Глава X
Мы присоединяемся к генералу Шампионне в Пьемонте. — Генерал Макар. — Сражение между Кони и Мондови. — Захват шести пушек. — Мне дают звание младшего лейтенанта. — Я становлюсь адъютантом своего отца, посланного в Геную, а затем в Савону
Сведения, добытые генералом Сера от пленных, утвердили его во мнении, что нужно двигаться вперед, и на следующий день он отдал приказ своей дивизии спуститься с вершин Сан-Джакомо и раскинуть бивуак вечером того же дня на постоялом дворе. Пленные были отправлены в Финале, а что касается лошадей, то они по праву принадлежали гусарам. Лошади были все в хорошем состоянии, но согласно обычаю того времени офицерам, у которых были плохие лошади, пленная лошадь продавалась не более чем за 5 луидоров. Это была фиксированная цена, и ее обычно выплачивали живыми деньгами. Как только весь лагерь обустроился, началась торговля. Генерал Сера, офицеры его штаба, полковники, батальонные командиры из полков его дивизии очень быстро разобрали наших семнадцать лошадей. Мы же получили сумму в 85 луидоров. Все деньги были переданы моему отряду, который уже шесть месяцев не получал зарплаты и поэтому был в полном восторге от такой удачи.

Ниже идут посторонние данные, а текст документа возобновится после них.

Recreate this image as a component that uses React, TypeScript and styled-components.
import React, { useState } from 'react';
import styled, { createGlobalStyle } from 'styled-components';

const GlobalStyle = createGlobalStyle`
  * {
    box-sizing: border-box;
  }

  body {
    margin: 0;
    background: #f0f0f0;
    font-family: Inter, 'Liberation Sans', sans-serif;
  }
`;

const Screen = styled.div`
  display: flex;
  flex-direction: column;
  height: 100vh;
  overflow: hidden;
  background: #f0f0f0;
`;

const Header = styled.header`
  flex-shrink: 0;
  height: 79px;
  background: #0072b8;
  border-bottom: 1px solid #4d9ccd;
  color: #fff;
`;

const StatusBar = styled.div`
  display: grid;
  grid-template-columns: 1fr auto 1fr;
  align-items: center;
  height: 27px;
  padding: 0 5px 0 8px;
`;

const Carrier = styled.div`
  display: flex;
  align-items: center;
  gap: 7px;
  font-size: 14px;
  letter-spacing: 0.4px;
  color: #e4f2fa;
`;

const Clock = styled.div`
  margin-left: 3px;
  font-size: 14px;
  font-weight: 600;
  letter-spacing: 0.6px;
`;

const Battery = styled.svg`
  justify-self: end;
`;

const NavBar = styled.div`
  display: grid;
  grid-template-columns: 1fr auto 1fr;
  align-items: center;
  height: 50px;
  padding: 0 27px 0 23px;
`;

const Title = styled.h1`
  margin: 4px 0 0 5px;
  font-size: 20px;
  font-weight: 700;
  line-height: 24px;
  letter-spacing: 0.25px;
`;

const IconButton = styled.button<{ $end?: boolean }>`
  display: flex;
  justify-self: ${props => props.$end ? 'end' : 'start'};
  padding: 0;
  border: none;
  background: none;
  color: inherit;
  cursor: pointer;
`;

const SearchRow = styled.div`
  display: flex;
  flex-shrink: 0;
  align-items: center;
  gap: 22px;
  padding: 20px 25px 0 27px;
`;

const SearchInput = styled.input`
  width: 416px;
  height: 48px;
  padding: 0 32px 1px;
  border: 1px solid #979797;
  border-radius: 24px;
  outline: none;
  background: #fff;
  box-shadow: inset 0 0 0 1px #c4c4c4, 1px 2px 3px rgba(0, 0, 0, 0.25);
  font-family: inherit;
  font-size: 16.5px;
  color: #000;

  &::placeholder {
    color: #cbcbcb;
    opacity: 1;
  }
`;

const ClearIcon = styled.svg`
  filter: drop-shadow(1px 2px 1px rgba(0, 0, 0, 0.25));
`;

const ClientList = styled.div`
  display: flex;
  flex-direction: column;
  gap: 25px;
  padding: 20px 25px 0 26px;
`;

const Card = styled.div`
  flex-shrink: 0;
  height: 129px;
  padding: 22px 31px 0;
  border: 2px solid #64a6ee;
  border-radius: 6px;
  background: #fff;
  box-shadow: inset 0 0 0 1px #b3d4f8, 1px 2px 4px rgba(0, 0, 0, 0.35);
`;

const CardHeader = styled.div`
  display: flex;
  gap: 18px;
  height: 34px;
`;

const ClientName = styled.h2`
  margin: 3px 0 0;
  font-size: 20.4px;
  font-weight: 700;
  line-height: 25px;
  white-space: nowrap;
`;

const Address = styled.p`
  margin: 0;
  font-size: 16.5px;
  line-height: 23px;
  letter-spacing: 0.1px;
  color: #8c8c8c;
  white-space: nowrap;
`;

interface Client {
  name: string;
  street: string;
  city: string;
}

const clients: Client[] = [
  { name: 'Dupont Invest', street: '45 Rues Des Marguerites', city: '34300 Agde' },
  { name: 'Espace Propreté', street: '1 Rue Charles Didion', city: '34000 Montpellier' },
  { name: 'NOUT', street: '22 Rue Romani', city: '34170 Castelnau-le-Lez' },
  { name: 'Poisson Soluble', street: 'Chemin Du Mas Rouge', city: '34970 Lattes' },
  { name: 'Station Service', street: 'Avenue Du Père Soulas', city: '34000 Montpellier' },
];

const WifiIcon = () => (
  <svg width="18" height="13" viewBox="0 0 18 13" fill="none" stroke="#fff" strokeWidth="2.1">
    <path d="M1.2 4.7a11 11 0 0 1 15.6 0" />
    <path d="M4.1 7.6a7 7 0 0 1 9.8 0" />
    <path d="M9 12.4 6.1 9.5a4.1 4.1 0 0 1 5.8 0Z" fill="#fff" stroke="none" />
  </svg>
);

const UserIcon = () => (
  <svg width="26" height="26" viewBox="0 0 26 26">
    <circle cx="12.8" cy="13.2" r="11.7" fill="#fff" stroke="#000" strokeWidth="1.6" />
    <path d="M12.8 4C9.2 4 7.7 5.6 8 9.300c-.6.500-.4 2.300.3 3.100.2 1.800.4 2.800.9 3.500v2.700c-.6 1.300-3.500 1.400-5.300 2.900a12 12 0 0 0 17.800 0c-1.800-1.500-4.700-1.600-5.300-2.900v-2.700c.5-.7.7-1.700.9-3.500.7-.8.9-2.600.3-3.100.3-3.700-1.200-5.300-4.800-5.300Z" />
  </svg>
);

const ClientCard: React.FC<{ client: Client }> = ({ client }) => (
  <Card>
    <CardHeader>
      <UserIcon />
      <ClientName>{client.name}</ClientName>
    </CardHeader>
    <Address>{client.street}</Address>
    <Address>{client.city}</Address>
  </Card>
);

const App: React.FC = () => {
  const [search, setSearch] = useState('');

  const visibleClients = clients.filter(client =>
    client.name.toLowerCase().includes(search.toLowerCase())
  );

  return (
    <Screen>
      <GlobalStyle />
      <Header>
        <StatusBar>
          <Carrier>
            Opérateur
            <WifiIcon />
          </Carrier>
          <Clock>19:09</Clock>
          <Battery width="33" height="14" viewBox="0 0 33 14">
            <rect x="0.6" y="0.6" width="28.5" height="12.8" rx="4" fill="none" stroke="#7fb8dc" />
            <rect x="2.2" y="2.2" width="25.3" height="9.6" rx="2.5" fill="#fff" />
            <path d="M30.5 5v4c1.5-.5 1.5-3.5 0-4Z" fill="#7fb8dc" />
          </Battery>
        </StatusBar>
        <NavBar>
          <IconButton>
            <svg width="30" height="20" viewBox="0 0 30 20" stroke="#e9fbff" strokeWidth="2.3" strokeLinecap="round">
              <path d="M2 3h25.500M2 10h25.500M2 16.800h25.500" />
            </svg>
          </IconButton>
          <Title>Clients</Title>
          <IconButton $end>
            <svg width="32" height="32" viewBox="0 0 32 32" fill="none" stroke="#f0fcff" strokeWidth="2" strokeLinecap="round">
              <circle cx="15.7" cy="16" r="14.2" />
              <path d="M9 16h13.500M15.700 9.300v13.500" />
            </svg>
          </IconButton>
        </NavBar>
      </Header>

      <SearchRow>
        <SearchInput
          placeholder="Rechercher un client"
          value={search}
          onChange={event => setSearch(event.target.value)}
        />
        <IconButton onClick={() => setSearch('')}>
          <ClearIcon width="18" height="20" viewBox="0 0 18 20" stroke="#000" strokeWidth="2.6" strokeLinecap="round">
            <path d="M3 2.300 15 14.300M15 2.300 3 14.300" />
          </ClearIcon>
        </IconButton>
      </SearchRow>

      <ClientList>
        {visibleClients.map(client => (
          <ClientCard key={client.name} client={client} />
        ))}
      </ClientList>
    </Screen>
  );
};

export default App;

У меня было с собой несколько золотых, поэтому я, чтобы отметить мое новое звание унтер-офицера, не только отказался от своей доли в вырученных деньгах, но даже купил у владельца гостиницы трех баранов, огромный сыр и бутыль вина и устроил пиршество для всего отряда. Таким образом, 10 фримера VIII года стал одним из лучших дней в моей жизни.
На следующий день и еще в течение нескольких дней у дивизии генерала Сера было несколько стычек с противником, во время которых я продолжал командовать своими пятьюдесятью гусарами и, к большому удовольствию генерала, снабжал его необходимыми сведениями.

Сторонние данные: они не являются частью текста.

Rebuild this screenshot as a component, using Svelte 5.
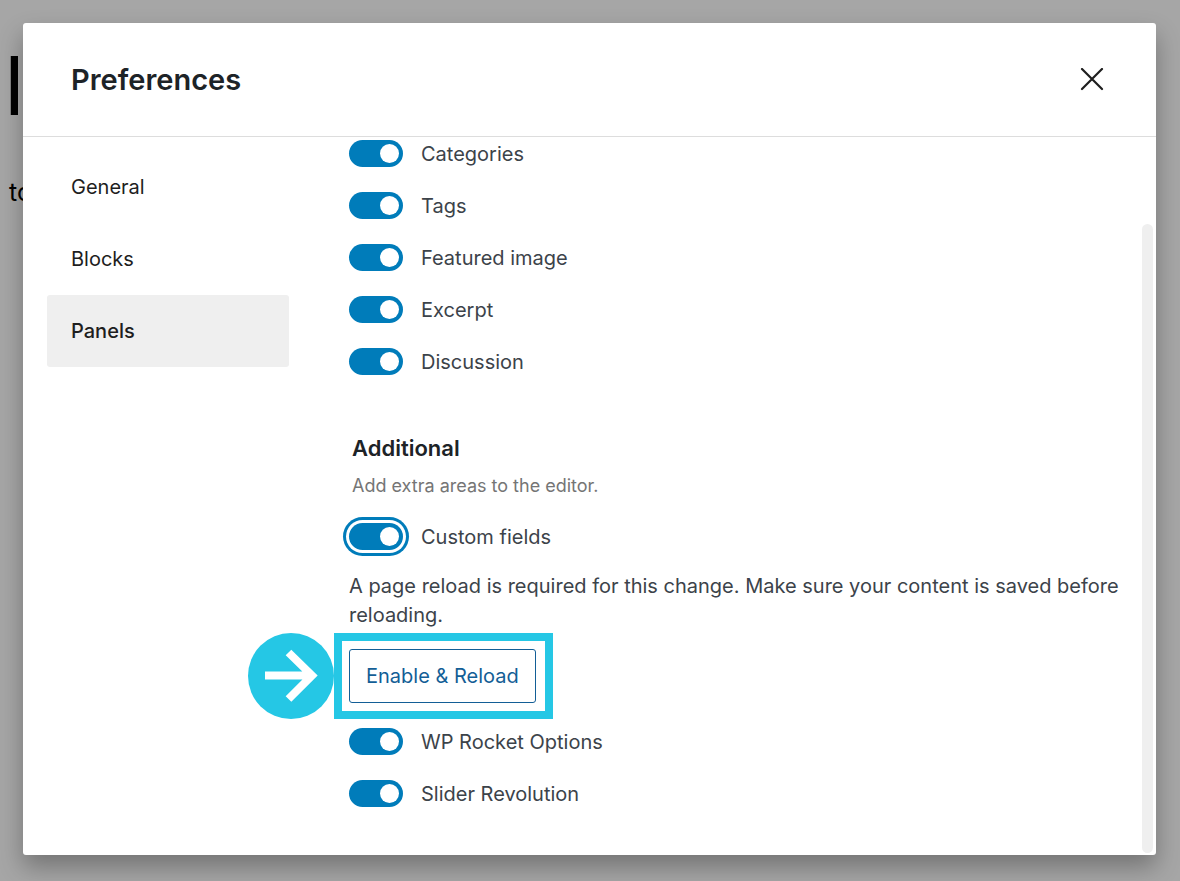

В своем докладе генералу Шампионне генерал Сера очень красочно описал мое поведение и сделал то же самое перед моим отцом. Когда же через несколько дней я привел свой отряд в Савону, отец принял меня с выражением самой большой нежности. Я был в восторге! Я отправился на бивуак, где уже собрался весь полк и куда прибыл и мой отряд. Кавалеристы рассказали о наших подвигах, в которых большую часть они приписывали мне. Меня приняли громкими приветствиями товарищи унтер-офицеры и дали мне нашивки унтер-офицера.
Именно в этот день я впервые увидел младшего Пертеле, он возвратился из Генуи, где провел несколько месяцев. Я быстро сблизился с этим изумительным человеком и очень пожалел о том, что не он был моим наставником с самого начала, поскольку теперь я получил от него несколько очень ценных советов, которые сделали меня более спокойным и помогли мне порвать с парнями «клики».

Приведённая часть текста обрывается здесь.